WORK REQUIRED: Look through the material below. Copy every line with the string "page" in it.

DATA PROVIDED:
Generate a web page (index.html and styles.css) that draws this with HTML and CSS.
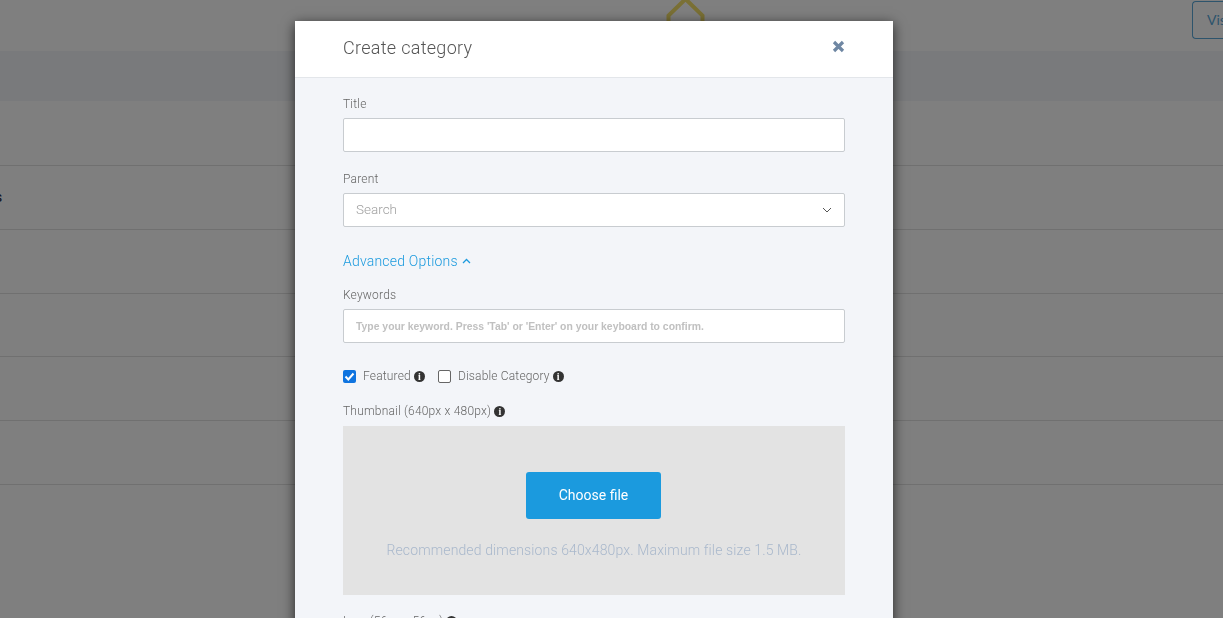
FILE: index.html
```html
<!DOCTYPE html>
<html lang="en">

<head>
  <meta charset="UTF-8">
  <meta name="viewport" content="width=device-width, initial-scale=1.0">
  <link rel="stylesheet" href="styles.css">
  <title>Create category</title>
</head>

<body>
  <!-- page behind the dialog -->
  <div class="page">
    <div class="topbar">
      <svg class="logo" width="44" height="24" viewBox="0 0 44 24">
        <path d="M4.5 24 L4.5 18.5 L21.5 2 L38.5 18.5 L38.5 24" fill="none" stroke="#f5e06a" stroke-width="4" />
      </svg>
      <a class="visit-button">Visit</a>
    </div>
    <div class="table-head"></div>
    <div class="row first"></div>
    <div class="row"><span class="row-name">Categories</span></div>
    <div class="row"></div>
    <div class="row"></div>
    <div class="row"></div>
    <div class="row"></div>
  </div>

  <div class="backdrop"></div>

  <div class="modal">
    <div class="modal-header">
      <h2>Create category</h2>
      <svg class="close" width="13" height="13" viewBox="0 0 13 13">
        <path d="M2 2 L11 11 M11 2 L2 11" stroke="#6f87a3" stroke-width="3.2" />
      </svg>
    </div>
    <div class="modal-body">
      <div class="field">
        <label>Title</label>
        <div class="input"></div>
      </div>
      <div class="field">
        <label>Parent</label>
        <div class="input select">
          <span class="placeholder">Search</span>
          <svg width="10" height="6" viewBox="0 0 10 6">
            <path d="M1 1 L5 5 L9 1" fill="none" stroke="#555" stroke-width="1" />
          </svg>
        </div>
      </div>
      <a class="advanced">Advanced Options
        <svg width="9" height="6" viewBox="0 0 9 6">
          <path d="M1 5 L4.5 1.5 L8 5" fill="none" stroke="#1b9ade" stroke-width="1.3" />
        </svg>
      </a>
      <div class="field keywords">
        <label>Keywords</label>
        <div class="input">
          <span class="keyword-hint">Type your keyword. Press 'Tab' or 'Enter' on your keyboard to confirm.</span>
        </div>
      </div>
      <div class="checks">
        <span class="check">
          <span class="box checked">
            <svg width="13" height="13" viewBox="0 0 13 13">
              <path d="M2.5 6.5 L5.3 9.5 L10.5 3.5" fill="none" stroke="#fff" stroke-width="2" />
            </svg>
          </span>
          Featured
          <span class="info">i</span>
        </span>
        <span class="check">
          <span class="box"></span>
          Disable Category
          <span class="info">i</span>
        </span>
      </div>
      <div class="field upload-field">
        <label>Thumbnail (640px x 480px) <span class="info">i</span></label>
        <div class="upload">
          <button class="choose-button">Choose file</button>
          <p>Recommended dimensions 640x480px. Maximum file size 1.5 MB.</p>
        </div>
      </div>
      <div class="field">
        <label>Icon (56px x 56px) <span class="info">i</span></label>
      </div>
    </div>
  </div>
</body>

</html>
```

FILE: styles.css
```css
html,
body {
  height: 100%;
}

body {
  margin: 0;
  overflow: hidden;
  font-family: "Roboto", "Liberation Sans", sans-serif;
  background-color: #fff;
}

.page {
  display: flex;
  flex-direction: column;
}

.topbar {
  height: 51px;
  box-sizing: border-box;
  display: flex;
  justify-content: flex-end;
  padding-top: 1px;
  position: relative;
}

.logo {
  position: absolute;
  left: 664px;
  top: -3px;
}

.visit-button {
  width: 31px;
  height: 38px;
  box-sizing: border-box;
  border: 1px solid #5aa8d8;
  border-right: none;
  border-radius: 4px 0 0 4px;
  padding-left: 14px;
  font-family: "Lato", sans-serif;
  font-size: 14px;
  line-height: 36px;
  color: #5aa8d8;
  overflow: hidden;
  white-space: nowrap;
}

.table-head {
  height: 50px;
  background-color: #f2f5f9;
}

.row {
  height: 62.75px;
  flex: none;
  border-bottom: 1px solid #e0e0e0;
  display: flex;
  align-items: center;
  overflow: hidden;
}

.row.first {
  height: 64px;
}

.row-name {
  margin-left: -70px;
  font-size: 15px;
  color: #1a2440;
}

.backdrop {
  position: fixed;
  top: 0;
  left: 0;
  right: 0;
  bottom: 0;
  background-color: rgba(0, 0, 0, 0.5);
}

.modal {
  position: absolute;
  top: 21px;
  left: 295px;
  width: 598px;
  background-color: #f3f5f9;
  box-shadow: 0 3px 12px rgba(0, 0, 0, 0.7);
  color: #666;
}

.modal-header {
  height: 57px;
  box-sizing: border-box;
  background-color: #fff;
  border-bottom: 1px solid #e3e6ea;
  padding: 0 48px 4px;
  display: flex;
  align-items: center;
  justify-content: space-between;
}

.modal-header h2 {
  margin: 0;
  font-size: 18px;
  font-weight: 300;
  letter-spacing: 0.3px;
  color: #555;
}

.close {
  margin-top: -2px;
}

.modal-body {
  padding: 18px 48px 0;
}

.field {
  margin-bottom: 19px;
}

.upload-field {
  margin-bottom: 18px;
}

.field label {
  display: block;
  font-size: 12px;
  font-weight: 300;
  line-height: 16px;
  letter-spacing: 0.2px;
  margin-bottom: 6px;
  color: #666;
}

.input {
  height: 34px;
  box-sizing: border-box;
  background-color: #fff;
  border: 1px solid #c8ccd0;
  border-radius: 2px;
  padding: 0 12px;
  display: flex;
  align-items: center;
}

.select {
  justify-content: space-between;
  padding-right: 12px;
}

.placeholder {
  margin-top: -2px;
  font-size: 13.5px;
  font-weight: 300;
  color: #a0a0a0;
}

.keyword-hint {
  font-family: "Liberation Sans", sans-serif;
  font-size: 10.4px;
  font-weight: bold;
  color: #c0c0c0;
}

.advanced {
  display: block;
  margin-top: 26px;
  font-size: 14px;
  font-weight: 300;
  line-height: 16px;
  letter-spacing: 0.2px;
  color: #1b9ade;
}

.advanced svg {
  margin-left: 1px;
  vertical-align: 2px;
}

.keywords {
  margin-top: 18px;
  margin-bottom: 18px;
}

.checks {
  display: flex;
  gap: 13px;
  margin-top: 25px;
  margin-bottom: 19px;
  font-size: 12px;
  font-weight: 300;
  line-height: 16px;
  letter-spacing: 0.17px;
  color: #666;
}

.check {
  display: flex;
  align-items: center;
  gap: 3px;
}

.box {
  width: 13px;
  height: 13px;
  box-sizing: border-box;
  border: 1px solid #666;
  border-radius: 2px;
  background-color: #fff;
  margin-right: 4px;
  display: block;
}

.box.checked {
  background-color: #0f74e0;
  border: none;
}

.box svg {
  display: block;
}

.info {
  display: inline-block;
  width: 11px;
  height: 11px;
  border-radius: 50%;
  background-color: #333;
  color: #fff;
  font-family: "Liberation Serif", serif;
  font-size: 10px;
  font-weight: bold;
  letter-spacing: 0;
  line-height: 11px;
  text-align: center;
}

.upload {
  height: 169px;
  margin-top: 7px;
  background-color: #e3e3e3;
  display: flex;
  flex-direction: column;
  align-items: center;
  padding-top: 46px;
  box-sizing: border-box;
}

.choose-button {
  width: 135px;
  height: 47px;
  margin-right: 1px;
  padding-bottom: 3px;
  border: none;
  border-radius: 3px;
  background-color: #1b9ade;
  color: #fff;
  font-family: "Roboto", sans-serif;
  font-size: 14px;
}

.upload p {
  margin: 23px 0 0;
  font-size: 14px;
  font-weight: 300;
  line-height: 16px;
  letter-spacing: 0.13px;
  color: #a9b8cc;
}
```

COMPLETED EXERCISE:
Generate a web page (index.html and styles.css) that draws this with HTML and CSS.
  <!-- page behind the dialog -->
  <div class="page">
.page {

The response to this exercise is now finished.